PROBLEM DETAILS —
Reply only with how many lines contain the word "components".
### DATASET EXCERPT ###
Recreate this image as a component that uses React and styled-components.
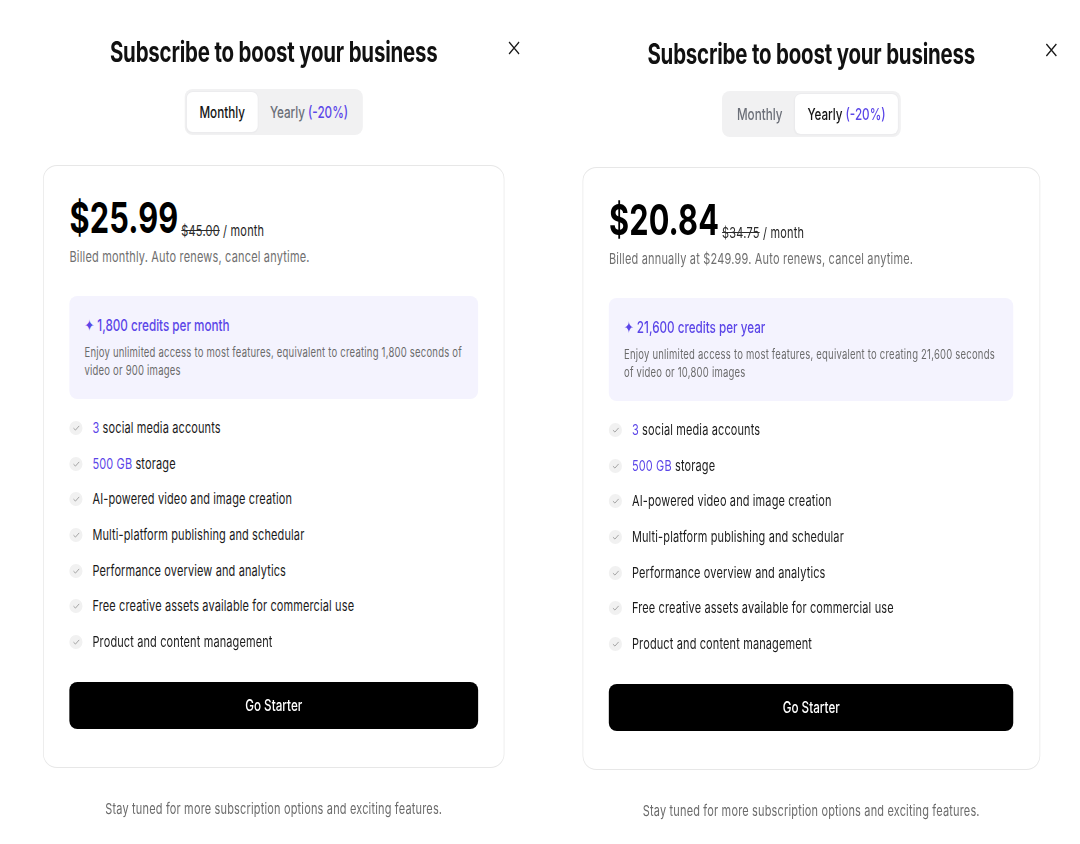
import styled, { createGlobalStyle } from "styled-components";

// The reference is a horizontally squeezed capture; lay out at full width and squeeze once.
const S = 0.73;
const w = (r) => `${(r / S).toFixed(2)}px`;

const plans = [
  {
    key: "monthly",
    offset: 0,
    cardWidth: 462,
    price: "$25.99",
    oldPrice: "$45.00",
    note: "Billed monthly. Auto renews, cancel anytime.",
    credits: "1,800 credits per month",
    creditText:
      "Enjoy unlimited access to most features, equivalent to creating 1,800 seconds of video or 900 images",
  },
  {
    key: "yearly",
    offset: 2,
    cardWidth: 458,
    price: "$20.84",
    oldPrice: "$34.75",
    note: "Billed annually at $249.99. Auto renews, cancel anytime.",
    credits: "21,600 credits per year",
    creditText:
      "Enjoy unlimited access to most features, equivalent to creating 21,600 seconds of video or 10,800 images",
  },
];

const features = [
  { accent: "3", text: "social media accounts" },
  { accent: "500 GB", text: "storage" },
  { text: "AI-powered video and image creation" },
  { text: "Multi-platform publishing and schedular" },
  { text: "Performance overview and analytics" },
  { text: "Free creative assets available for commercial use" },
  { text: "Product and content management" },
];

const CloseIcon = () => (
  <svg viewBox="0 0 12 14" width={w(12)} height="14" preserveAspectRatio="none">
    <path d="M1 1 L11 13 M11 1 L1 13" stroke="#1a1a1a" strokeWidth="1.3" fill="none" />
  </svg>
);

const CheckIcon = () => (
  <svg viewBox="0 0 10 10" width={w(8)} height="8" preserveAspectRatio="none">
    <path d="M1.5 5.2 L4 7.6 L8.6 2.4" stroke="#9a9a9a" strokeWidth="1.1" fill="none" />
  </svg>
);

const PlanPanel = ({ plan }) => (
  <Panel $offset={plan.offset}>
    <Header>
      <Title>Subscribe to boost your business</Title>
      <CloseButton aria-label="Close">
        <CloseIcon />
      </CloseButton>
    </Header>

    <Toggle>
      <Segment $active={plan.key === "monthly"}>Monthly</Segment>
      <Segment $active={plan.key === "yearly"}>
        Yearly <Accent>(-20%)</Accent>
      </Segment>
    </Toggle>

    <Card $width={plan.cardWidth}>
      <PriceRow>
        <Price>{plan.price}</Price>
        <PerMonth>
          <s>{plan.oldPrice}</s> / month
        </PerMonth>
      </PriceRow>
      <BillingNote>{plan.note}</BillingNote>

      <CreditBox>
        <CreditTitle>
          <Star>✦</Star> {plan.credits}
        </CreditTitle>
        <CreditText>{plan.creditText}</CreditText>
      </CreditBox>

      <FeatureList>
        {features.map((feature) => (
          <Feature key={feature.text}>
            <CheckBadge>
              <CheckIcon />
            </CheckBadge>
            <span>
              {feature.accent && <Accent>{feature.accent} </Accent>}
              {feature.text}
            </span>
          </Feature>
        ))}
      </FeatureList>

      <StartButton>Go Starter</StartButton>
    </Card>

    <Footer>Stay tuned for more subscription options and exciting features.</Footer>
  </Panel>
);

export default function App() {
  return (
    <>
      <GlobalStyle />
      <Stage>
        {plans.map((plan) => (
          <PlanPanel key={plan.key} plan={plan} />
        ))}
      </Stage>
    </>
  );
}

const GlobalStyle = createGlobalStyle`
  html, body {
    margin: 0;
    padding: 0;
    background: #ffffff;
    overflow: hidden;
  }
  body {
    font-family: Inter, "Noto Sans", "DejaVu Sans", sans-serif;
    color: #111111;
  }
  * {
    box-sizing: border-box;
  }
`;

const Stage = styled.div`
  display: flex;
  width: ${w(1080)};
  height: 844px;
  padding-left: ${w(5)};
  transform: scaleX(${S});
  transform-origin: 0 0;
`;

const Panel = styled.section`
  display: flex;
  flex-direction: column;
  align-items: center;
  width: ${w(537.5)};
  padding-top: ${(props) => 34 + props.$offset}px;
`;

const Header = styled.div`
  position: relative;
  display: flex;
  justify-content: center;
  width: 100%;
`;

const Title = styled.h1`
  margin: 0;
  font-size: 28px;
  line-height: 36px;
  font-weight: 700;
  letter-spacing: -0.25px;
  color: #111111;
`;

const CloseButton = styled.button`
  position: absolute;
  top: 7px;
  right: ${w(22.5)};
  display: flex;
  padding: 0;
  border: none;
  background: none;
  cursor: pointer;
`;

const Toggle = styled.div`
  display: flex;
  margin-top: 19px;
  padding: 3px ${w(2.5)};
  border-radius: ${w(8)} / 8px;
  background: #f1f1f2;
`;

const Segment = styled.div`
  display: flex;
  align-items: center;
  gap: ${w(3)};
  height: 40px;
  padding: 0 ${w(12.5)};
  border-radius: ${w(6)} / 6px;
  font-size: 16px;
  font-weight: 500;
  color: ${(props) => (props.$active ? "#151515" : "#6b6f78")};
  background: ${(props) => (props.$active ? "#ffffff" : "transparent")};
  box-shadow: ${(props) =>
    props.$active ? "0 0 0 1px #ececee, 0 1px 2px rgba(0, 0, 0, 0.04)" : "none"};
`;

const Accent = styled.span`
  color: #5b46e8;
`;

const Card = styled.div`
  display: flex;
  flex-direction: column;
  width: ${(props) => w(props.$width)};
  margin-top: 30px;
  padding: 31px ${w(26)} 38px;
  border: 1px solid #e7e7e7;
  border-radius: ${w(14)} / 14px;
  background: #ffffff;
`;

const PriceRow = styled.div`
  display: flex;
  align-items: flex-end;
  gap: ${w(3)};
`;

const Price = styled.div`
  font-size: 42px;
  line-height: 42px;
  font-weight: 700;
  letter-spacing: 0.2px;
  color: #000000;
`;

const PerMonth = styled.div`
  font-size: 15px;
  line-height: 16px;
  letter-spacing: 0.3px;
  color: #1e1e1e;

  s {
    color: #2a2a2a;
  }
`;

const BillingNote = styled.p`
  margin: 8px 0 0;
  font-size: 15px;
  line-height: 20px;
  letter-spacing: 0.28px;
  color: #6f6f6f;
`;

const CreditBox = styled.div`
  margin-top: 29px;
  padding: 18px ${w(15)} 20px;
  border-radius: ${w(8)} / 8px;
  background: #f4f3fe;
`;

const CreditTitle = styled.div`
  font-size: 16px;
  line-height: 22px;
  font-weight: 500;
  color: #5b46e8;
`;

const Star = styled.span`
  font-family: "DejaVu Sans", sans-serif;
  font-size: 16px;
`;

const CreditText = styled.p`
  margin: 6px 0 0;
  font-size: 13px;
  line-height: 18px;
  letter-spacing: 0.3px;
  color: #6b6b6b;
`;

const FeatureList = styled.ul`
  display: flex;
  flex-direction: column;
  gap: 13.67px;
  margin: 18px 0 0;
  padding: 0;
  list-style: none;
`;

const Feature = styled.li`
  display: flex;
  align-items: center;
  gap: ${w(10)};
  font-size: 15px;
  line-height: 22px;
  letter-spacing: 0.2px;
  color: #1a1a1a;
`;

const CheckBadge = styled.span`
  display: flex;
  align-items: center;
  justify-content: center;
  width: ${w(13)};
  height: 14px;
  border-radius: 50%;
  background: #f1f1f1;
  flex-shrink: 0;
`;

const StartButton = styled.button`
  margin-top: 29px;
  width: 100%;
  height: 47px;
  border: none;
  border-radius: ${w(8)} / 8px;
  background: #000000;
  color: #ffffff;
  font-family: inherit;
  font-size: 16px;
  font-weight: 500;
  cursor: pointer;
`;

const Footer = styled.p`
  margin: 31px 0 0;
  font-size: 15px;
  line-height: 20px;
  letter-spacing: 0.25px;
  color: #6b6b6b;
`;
###
PROBLEM SOLUTION —
2